(PROVIDED DATA)
━━━━

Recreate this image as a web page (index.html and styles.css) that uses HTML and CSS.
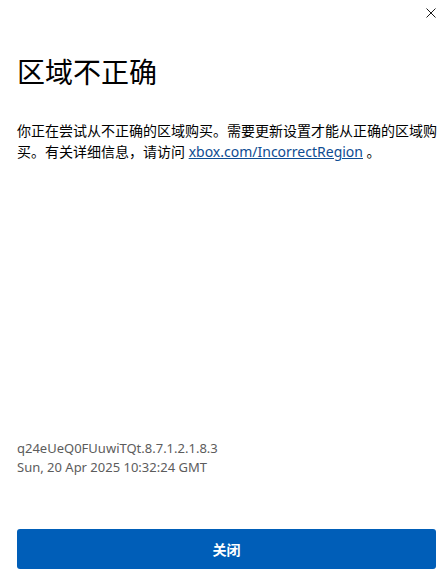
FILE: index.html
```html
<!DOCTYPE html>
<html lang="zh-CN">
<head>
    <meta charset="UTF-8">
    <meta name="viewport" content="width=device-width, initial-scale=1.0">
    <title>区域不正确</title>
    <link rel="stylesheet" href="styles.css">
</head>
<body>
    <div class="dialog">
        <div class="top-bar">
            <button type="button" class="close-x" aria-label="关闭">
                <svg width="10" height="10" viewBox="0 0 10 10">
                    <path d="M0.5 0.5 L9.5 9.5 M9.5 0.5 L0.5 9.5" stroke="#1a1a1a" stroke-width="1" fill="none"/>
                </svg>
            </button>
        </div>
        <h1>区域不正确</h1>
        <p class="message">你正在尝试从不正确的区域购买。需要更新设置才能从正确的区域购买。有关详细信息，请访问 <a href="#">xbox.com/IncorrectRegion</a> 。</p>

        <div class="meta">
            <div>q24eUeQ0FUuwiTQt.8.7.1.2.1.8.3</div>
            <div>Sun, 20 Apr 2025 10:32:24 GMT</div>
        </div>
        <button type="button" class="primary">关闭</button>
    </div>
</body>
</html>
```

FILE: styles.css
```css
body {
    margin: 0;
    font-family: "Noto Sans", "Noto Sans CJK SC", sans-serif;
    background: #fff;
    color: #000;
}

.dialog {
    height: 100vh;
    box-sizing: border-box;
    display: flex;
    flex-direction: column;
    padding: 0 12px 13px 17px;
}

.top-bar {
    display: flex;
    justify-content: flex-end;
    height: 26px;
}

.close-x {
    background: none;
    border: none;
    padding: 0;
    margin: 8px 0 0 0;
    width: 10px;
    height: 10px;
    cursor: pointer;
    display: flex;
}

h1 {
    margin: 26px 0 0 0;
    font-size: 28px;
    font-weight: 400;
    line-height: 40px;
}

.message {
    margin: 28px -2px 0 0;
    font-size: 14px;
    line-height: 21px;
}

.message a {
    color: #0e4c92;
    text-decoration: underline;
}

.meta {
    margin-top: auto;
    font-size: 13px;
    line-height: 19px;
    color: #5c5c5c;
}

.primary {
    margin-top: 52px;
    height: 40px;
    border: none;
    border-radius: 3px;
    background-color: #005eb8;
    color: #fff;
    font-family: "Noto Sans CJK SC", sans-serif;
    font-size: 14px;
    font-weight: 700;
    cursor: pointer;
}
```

━━━━

Set down all the data again exactly as above, pictures excluded.

(EXERCISE SOLUTION)
Recreate this image as a web page (index.html and styles.css) that uses HTML and CSS.
FILE: index.html
```html
<!DOCTYPE html>
<html lang="zh-CN">
<head>
    <meta charset="UTF-8">
    <meta name="viewport" content="width=device-width, initial-scale=1.0">
    <title>区域不正确</title>
    <link rel="stylesheet" href="styles.css">
</head>
<body>
    <div class="dialog">
        <div class="top-bar">
            <button type="button" class="close-x" aria-label="关闭">
                <svg width="10" height="10" viewBox="0 0 10 10">
                    <path d="M0.5 0.5 L9.5 9.5 M9.5 0.5 L0.5 9.5" stroke="#1a1a1a" stroke-width="1" fill="none"/>
                </svg>
            </button>
        </div>
        <h1>区域不正确</h1>
        <p class="message">你正在尝试从不正确的区域购买。需要更新设置才能从正确的区域购买。有关详细信息，请访问 <a href="#">xbox.com/IncorrectRegion</a> 。</p>

        <div class="meta">
            <div>q24eUeQ0FUuwiTQt.8.7.1.2.1.8.3</div>
            <div>Sun, 20 Apr 2025 10:32:24 GMT</div>
        </div>
        <button type="button" class="primary">关闭</button>
    </div>
</body>
</html>
```

FILE: styles.css
```css
body {
    margin: 0;
    font-family: "Noto Sans", "Noto Sans CJK SC", sans-serif;
    background: #fff;
    color: #000;
}

.dialog {
    height: 100vh;
    box-sizing: border-box;
    display: flex;
    flex-direction: column;
    padding: 0 12px 13px 17px;
}

.top-bar {
    display: flex;
    justify-content: flex-end;
    height: 26px;
}

.close-x {
    background: none;
    border: none;
    padding: 0;
    margin: 8px 0 0 0;
    width: 10px;
    height: 10px;
    cursor: pointer;
    display: flex;
}

h1 {
    margin: 26px 0 0 0;
    font-size: 28px;
    font-weight: 400;
    line-height: 40px;
}

.message {
    margin: 28px -2px 0 0;
    font-size: 14px;
    line-height: 21px;
}

.message a {
    color: #0e4c92;
    text-decoration: underline;
}

.meta {
    margin-top: auto;
    font-size: 13px;
    line-height: 19px;
    color: #5c5c5c;
}

.primary {
    margin-top: 52px;
    height: 40px;
    border: none;
    border-radius: 3px;
    background-color: #005eb8;
    color: #fff;
    font-family: "Noto Sans CJK SC", sans-serif;
    font-size: 14px;
    font-weight: 700;
    cursor: pointer;
}
```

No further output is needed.